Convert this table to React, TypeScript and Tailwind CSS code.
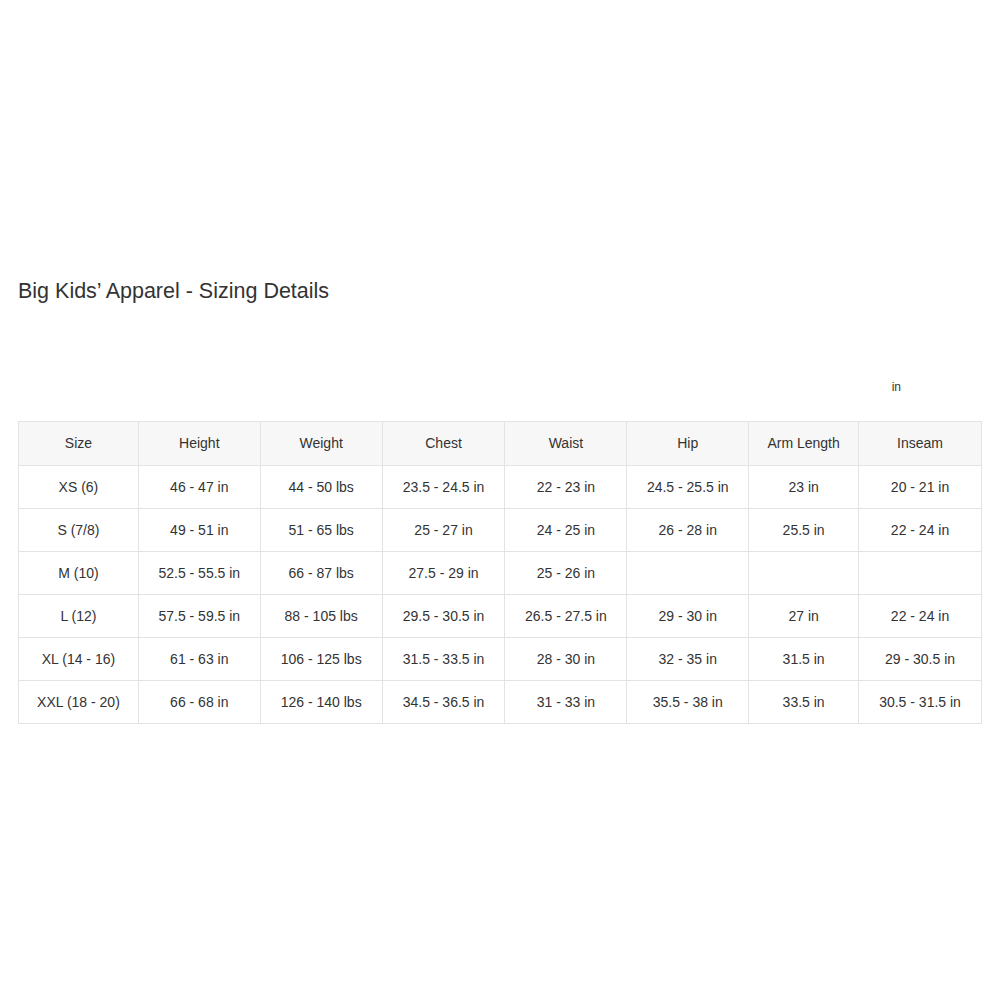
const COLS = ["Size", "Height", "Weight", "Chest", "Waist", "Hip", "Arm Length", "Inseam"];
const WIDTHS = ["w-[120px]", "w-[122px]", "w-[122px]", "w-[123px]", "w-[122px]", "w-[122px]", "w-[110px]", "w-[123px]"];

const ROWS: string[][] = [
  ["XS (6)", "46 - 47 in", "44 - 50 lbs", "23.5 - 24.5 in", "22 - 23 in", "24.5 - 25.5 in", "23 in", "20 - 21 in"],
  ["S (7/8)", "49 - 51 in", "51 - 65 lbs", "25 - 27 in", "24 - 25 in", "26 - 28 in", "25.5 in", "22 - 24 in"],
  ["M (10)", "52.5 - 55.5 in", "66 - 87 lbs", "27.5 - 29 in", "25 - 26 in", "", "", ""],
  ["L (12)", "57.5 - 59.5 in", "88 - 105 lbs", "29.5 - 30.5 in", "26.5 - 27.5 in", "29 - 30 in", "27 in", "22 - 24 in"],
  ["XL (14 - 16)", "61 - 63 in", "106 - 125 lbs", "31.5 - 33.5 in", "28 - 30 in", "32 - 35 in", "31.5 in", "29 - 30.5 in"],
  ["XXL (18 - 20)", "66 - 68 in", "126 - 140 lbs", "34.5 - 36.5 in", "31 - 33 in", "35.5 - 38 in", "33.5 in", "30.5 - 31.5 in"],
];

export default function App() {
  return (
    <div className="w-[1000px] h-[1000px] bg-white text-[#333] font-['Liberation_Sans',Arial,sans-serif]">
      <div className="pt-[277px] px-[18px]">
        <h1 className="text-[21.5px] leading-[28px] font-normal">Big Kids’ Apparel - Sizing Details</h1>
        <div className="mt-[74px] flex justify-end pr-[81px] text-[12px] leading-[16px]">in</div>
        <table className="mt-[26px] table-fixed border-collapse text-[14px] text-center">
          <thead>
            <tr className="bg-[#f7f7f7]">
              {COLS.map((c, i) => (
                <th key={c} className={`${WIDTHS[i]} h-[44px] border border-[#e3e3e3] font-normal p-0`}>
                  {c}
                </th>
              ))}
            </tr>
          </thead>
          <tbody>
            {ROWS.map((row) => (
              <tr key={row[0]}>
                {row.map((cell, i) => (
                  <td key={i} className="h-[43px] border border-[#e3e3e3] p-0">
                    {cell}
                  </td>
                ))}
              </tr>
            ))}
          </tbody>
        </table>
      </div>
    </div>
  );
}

__Aim of the exercise__. Copy out all the data exactly; skip the pictures.

__Complete output__.
Convert this table to React, TypeScript and Tailwind CSS code.
const COLS = ["Size", "Height", "Weight", "Chest", "Waist", "Hip", "Arm Length", "Inseam"];
const WIDTHS = ["w-[120px]", "w-[122px]", "w-[122px]", "w-[123px]", "w-[122px]", "w-[122px]", "w-[110px]", "w-[123px]"];

const ROWS: string[][] = [
  ["XS (6)", "46 - 47 in", "44 - 50 lbs", "23.5 - 24.5 in", "22 - 23 in", "24.5 - 25.5 in", "23 in", "20 - 21 in"],
  ["S (7/8)", "49 - 51 in", "51 - 65 lbs", "25 - 27 in", "24 - 25 in", "26 - 28 in", "25.5 in", "22 - 24 in"],
  ["M (10)", "52.5 - 55.5 in", "66 - 87 lbs", "27.5 - 29 in", "25 - 26 in", "", "", ""],
  ["L (12)", "57.5 - 59.5 in", "88 - 105 lbs", "29.5 - 30.5 in", "26.5 - 27.5 in", "29 - 30 in", "27 in", "22 - 24 in"],
  ["XL (14 - 16)", "61 - 63 in", "106 - 125 lbs", "31.5 - 33.5 in", "28 - 30 in", "32 - 35 in", "31.5 in", "29 - 30.5 in"],
  ["XXL (18 - 20)", "66 - 68 in", "126 - 140 lbs", "34.5 - 36.5 in", "31 - 33 in", "35.5 - 38 in", "33.5 in", "30.5 - 31.5 in"],
];

export default function App() {
  return (
    <div className="w-[1000px] h-[1000px] bg-white text-[#333] font-['Liberation_Sans',Arial,sans-serif]">
      <div className="pt-[277px] px-[18px]">
        <h1 className="text-[21.5px] leading-[28px] font-normal">Big Kids’ Apparel - Sizing Details</h1>
        <div className="mt-[74px] flex justify-end pr-[81px] text-[12px] leading-[16px]">in</div>
        <table className="mt-[26px] table-fixed border-collapse text-[14px] text-center">
          <thead>
            <tr className="bg-[#f7f7f7]">
              {COLS.map((c, i) => (
                <th key={c} className={`${WIDTHS[i]} h-[44px] border border-[#e3e3e3] font-normal p-0`}>
                  {c}
                </th>
              ))}
            </tr>
          </thead>
          <tbody>
            {ROWS.map((row) => (
              <tr key={row[0]}>
                {row.map((cell, i) => (
                  <td key={i} className="h-[43px] border border-[#e3e3e3] p-0">
                    {cell}
                  </td>
                ))}
              </tr>
            ))}
          </tbody>
        </table>
      </div>
    </div>
  );
}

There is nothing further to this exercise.